Marielba Núñez

El discurso político ha impuesto en Caracas un mapa escindido, una geografía de la división. Suele retratarla como una ciudad de antagonismos, pero ese acento en los opuestos sólo busca trazar una cartografía al gusto del autoritarismo. Según ese imaginario, hay un este que pertenece a la oposición, a las clases con más dinero y más estatus, y hay un oeste que es el territorio del chavismo, de los pobres y desposeídos. Se trata de una ciudad rígida, sin matices, inconexa. En la arenga populista, la ciudad perdió su centro, que es como decir que perdió su corazón, pero además, también carece de norte, sin duda una metáfora apropiada, y parece que tampoco mira nunca hacia el sur. Mientras más plana y simple sea, esa ciudad imaginaria sirve mejor a quienes quieren ver enfrentados a sus ciudadanos.

En estos días, en los que se suceden las marchas y las protestas contra los abusos oficiales, se renuevan prohibiciones que se han hecho comunes en los últimos 18 años. Desde el gobierno central no se tolera que ciudadanos organizados se concentren en sitios como la plaza Morelos o las calles que circundan al Capitolio, para no hablar de El Silencio, el 23 de Enero o la avenida Bolívar. La frontera más infranqueable está sin duda al final de la avenida Urdaneta, allí donde se levanta un muro invisible que impide a cualquier manifestación convocada por la oposición llegar al Palacio de Miraflores.

Sin embargo, cualquier caraqueño sabe que la ciudad no es ese ente bipolar al que a menudo se alude, sino que es un ser vivo, surcado por redes, que es un denso tejido que es casi imposible deshilachar. Los caraqueños se comunican e interconectan en infinitos puntos, desafían las divisiones impuestas desde el poder y tienen tradiciones en común cuya fortaleza, que ha sido puesta a prueba durante las últimas décadas, resiste los embates de quienes quisieran que predominara el olvido.

Es cierto que los estereotipos han hecho mella y muchos los han adoptado ciegamente o por intereses inconfesables.
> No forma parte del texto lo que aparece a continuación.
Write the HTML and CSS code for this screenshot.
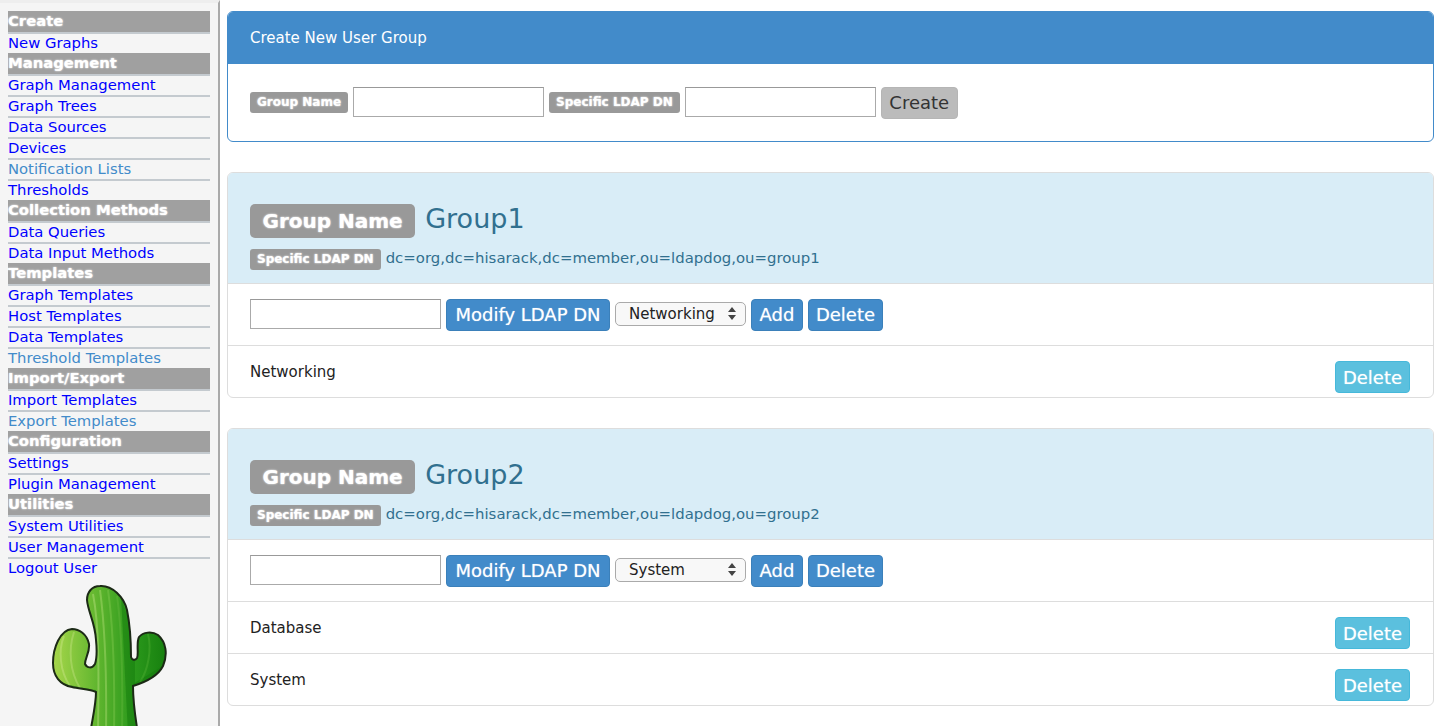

Tampoco pueden negarse las desigualdades, que se han alimentado de una injusta distribución de oportunidades y recursos que no ha hecho más que perpetuarse y agudizarse en los últimos años y que otra poderosa muralla se ha erigido entre unos y otros: el auge de la delincuencia ha cercado a la ciudad y la ha aislado en toda suerte de guetos. Esta última se trata, si cabe la posibilidad, de una barrera aún más perversa, pues ha confinado a la gente a unas pocas calles e incluso a las cuatro paredes de su propia casa.

No hay más que pensar en el Berlín de 1989 para recordar que hay muros emblemáticos cuya caída hace patente el restablecimiento de las libertades. Para los habitantes de Caracas, puede que esas murallas no sean visibles, no estén hechas de ladrillos o de piedras, pero es igualmente perentorio que sean derribadas para que nadie pueda volver a quitarnos el derecho a transitar sus calles de este a oeste, es cierto, pero también del norte al sur, del suroeste al sureste, y, ya sin la referencia a las odiosas divisiones, a través de todas sus rutas, de todo su sistema circulatorio. La ciudad tiene que invitarnos a recorrerla sin miedo y, cuando sea necesario, acoger sin discriminación de ningún tipo nuestras voces de protesta.